» Provided material
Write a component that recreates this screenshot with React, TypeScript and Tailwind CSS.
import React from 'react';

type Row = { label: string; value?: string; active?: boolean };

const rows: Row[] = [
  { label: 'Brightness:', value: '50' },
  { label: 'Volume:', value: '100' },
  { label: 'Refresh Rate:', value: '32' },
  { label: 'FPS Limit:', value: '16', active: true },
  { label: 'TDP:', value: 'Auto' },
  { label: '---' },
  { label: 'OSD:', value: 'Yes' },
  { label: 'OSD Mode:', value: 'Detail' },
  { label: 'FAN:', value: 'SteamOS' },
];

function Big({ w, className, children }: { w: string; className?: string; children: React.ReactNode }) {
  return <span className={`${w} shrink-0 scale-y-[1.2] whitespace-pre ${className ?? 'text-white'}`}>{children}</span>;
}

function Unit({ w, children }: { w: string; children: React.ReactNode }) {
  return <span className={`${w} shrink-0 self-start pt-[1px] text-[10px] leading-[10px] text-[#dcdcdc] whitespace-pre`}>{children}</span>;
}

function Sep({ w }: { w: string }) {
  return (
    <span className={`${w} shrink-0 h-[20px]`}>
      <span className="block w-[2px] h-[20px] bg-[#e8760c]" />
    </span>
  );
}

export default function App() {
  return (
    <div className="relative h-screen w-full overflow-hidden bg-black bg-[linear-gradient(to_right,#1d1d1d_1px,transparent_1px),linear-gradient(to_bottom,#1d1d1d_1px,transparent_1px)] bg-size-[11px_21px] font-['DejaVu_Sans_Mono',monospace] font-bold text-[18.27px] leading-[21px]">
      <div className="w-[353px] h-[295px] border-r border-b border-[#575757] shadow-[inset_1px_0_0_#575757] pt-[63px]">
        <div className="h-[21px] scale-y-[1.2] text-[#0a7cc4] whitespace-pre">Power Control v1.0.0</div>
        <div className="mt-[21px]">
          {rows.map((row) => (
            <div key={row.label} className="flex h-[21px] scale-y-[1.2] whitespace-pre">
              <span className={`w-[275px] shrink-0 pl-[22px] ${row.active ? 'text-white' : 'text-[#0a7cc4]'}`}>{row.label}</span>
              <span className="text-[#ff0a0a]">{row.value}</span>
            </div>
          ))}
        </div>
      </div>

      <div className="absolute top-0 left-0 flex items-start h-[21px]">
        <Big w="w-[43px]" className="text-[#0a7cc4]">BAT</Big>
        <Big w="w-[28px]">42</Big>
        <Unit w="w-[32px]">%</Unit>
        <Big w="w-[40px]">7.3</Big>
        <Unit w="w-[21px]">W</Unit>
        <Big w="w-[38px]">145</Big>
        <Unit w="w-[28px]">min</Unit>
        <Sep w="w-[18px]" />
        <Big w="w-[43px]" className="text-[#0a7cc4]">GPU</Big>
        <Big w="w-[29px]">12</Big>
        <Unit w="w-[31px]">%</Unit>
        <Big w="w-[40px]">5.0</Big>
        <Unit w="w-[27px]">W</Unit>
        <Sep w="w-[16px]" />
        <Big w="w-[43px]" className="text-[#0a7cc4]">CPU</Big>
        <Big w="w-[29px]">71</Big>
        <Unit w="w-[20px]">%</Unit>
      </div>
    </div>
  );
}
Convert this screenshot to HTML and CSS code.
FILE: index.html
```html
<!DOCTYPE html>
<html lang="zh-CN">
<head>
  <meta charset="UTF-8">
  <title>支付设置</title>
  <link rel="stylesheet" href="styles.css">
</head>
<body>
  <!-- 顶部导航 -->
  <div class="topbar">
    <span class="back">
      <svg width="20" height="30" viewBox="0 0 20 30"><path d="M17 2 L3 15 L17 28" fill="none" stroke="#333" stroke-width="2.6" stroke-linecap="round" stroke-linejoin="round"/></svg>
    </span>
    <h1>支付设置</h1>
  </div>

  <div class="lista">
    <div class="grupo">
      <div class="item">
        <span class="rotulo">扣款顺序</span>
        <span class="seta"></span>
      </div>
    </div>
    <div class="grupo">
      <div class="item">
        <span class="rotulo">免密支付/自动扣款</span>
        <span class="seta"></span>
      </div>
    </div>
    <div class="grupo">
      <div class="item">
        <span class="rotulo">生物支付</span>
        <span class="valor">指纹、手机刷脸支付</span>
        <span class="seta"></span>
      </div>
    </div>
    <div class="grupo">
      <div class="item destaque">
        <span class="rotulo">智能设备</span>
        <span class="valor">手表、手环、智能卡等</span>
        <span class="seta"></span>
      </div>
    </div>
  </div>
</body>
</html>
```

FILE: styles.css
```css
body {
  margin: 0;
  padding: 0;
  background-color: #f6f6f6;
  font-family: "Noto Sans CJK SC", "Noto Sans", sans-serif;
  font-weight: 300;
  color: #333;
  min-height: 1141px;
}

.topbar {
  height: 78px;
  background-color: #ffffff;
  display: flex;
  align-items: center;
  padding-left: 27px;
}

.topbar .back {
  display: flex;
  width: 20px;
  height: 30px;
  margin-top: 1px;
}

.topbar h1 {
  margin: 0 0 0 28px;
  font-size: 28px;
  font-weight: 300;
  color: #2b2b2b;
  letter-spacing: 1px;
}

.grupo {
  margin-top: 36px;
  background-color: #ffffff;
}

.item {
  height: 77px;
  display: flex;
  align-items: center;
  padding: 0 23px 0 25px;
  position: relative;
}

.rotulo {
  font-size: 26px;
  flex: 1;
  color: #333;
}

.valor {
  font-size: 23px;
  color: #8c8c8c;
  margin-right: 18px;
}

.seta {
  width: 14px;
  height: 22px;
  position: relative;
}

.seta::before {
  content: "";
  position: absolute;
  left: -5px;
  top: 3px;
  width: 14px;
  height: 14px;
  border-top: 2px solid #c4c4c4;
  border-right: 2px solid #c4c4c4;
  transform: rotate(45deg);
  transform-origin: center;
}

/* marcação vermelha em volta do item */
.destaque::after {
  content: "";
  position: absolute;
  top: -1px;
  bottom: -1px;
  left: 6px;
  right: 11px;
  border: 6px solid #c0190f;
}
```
---
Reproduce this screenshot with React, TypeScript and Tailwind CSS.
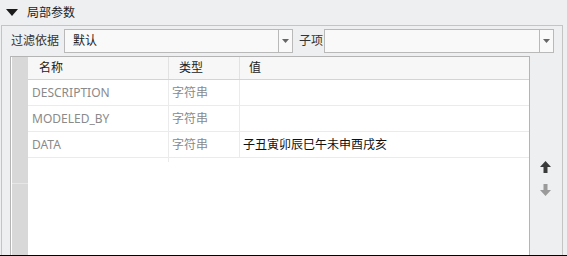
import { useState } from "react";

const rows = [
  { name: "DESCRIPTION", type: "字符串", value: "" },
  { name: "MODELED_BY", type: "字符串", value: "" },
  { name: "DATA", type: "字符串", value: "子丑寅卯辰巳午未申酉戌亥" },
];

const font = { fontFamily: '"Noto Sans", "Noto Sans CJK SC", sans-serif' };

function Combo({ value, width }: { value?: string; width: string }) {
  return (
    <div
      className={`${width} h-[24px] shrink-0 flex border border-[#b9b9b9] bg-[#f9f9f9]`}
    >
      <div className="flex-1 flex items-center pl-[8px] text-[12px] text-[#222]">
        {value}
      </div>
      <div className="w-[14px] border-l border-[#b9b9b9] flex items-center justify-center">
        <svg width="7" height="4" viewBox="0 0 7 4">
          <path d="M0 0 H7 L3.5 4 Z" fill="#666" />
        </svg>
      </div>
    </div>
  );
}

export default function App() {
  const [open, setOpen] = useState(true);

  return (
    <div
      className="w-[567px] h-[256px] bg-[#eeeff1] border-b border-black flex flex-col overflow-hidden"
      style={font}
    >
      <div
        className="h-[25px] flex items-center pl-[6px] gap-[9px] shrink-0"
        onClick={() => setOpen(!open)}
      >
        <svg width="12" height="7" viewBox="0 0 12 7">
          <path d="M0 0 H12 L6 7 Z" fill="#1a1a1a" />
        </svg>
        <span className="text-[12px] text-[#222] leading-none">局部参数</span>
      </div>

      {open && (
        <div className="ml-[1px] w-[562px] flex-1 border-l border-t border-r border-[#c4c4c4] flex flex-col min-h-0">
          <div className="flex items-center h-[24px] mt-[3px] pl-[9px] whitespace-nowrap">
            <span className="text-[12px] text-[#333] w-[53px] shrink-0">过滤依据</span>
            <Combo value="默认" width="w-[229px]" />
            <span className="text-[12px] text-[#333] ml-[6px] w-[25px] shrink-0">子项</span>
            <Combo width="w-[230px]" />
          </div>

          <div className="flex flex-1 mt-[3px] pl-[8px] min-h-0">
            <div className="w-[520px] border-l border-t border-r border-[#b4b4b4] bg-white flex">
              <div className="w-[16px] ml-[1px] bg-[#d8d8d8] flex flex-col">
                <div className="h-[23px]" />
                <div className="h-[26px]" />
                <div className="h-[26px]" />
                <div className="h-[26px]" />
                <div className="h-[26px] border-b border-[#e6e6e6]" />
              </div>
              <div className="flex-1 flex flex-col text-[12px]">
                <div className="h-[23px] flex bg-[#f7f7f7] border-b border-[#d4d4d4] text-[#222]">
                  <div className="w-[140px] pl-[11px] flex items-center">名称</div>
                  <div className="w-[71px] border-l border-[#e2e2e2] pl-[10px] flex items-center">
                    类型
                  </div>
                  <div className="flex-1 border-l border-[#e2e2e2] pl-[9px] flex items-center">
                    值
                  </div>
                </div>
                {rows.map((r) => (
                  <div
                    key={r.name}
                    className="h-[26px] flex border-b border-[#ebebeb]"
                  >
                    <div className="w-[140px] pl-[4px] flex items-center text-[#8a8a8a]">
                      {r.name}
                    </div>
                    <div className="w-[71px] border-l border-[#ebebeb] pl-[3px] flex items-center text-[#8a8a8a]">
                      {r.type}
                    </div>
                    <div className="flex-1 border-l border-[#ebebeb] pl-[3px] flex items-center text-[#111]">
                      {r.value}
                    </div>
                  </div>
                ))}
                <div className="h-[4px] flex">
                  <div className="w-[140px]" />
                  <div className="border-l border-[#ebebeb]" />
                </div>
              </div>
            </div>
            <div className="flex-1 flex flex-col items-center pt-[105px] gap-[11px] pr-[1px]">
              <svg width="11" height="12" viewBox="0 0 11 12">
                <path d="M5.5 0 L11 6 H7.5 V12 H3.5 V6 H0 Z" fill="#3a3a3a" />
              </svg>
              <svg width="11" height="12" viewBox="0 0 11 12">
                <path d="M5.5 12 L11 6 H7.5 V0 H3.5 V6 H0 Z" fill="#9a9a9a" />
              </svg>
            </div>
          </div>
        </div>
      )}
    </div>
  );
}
--
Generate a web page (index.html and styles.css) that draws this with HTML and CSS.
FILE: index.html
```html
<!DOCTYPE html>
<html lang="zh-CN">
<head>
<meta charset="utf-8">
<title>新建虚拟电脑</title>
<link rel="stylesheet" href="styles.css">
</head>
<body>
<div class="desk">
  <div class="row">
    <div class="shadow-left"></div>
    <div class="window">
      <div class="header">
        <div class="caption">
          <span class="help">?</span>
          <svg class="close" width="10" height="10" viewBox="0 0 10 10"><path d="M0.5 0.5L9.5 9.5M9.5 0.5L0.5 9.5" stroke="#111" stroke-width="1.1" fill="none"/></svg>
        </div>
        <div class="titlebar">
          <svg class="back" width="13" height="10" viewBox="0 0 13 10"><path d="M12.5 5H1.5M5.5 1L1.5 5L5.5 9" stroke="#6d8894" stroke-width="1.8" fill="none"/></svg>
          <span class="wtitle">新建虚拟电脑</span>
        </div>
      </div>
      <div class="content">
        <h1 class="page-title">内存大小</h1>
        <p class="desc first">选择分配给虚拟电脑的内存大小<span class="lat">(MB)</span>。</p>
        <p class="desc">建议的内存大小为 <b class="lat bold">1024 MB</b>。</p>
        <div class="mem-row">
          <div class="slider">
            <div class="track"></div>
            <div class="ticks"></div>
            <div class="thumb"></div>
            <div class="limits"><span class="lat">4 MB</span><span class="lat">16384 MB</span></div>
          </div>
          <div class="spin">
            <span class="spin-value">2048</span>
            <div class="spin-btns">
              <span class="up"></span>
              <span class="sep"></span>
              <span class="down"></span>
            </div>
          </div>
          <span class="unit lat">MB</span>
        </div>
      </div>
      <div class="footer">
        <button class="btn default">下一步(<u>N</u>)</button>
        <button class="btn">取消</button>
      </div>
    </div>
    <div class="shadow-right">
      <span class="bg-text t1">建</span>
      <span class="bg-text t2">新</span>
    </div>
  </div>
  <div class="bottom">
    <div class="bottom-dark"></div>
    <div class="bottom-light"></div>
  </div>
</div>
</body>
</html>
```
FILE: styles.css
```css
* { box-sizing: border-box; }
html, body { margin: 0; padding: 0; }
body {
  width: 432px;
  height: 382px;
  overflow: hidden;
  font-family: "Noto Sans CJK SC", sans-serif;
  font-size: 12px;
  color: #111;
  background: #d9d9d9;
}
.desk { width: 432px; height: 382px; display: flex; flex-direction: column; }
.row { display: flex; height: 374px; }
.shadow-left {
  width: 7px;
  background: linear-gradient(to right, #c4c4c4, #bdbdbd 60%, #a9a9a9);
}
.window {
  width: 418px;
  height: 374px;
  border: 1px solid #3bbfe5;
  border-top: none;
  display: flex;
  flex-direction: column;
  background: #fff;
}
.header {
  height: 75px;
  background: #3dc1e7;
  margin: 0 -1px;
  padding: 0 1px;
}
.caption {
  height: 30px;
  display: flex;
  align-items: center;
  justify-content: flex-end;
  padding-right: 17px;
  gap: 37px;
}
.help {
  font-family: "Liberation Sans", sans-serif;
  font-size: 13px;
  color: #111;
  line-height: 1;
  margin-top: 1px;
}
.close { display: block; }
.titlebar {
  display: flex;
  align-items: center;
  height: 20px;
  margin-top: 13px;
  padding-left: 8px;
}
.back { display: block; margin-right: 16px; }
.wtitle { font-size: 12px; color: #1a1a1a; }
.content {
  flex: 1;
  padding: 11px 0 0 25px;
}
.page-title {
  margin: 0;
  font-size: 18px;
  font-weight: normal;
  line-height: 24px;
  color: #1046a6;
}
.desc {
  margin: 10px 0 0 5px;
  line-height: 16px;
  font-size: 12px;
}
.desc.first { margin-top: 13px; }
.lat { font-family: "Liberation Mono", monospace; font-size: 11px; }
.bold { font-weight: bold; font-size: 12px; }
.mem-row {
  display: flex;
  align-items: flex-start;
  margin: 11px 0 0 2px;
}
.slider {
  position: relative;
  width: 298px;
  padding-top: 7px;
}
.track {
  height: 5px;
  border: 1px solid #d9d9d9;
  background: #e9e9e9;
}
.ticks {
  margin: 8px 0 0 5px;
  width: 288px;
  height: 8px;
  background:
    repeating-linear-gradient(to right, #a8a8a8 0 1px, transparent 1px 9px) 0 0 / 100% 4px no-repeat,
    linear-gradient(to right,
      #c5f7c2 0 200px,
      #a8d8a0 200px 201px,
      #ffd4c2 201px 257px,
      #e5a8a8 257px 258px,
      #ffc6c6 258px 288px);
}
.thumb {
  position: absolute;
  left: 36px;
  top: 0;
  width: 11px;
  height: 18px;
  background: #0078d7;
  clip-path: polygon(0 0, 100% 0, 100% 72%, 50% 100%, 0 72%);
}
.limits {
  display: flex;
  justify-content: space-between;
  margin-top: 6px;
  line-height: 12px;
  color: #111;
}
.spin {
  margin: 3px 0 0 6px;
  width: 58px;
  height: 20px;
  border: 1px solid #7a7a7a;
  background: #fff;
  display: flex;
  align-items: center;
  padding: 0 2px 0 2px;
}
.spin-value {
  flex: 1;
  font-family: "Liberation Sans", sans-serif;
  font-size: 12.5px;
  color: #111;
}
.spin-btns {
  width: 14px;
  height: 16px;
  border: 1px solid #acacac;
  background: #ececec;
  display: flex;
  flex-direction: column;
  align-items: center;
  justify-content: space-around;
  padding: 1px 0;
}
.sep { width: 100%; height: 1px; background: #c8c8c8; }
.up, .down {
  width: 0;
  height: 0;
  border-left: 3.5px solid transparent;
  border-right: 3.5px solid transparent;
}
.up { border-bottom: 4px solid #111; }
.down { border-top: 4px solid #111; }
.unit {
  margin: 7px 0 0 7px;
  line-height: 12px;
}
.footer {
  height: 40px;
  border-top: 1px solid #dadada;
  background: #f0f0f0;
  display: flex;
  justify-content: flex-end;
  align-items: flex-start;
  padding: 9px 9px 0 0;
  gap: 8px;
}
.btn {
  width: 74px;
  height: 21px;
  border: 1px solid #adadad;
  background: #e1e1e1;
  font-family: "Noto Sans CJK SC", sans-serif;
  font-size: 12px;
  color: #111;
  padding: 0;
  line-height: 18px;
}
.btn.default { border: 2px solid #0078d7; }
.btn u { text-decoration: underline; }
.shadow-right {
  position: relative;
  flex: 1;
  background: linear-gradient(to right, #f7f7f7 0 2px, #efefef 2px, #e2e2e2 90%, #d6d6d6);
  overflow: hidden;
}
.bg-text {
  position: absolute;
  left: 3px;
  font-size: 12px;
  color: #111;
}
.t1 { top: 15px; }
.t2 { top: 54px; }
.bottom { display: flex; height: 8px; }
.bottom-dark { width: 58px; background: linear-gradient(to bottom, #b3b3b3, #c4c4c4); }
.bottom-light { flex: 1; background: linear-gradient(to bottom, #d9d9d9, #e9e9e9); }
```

» Work to complete
Extract from the listing above the lines between the line containing "Write a component" and the line containing "string; value?: string;", keeping both of those lines. Output nothing else.

» Final answer
Write a component that recreates this screenshot with React, TypeScript and Tailwind CSS.
import React from 'react';

type Row = { label: string; value?: string; active?: boolean };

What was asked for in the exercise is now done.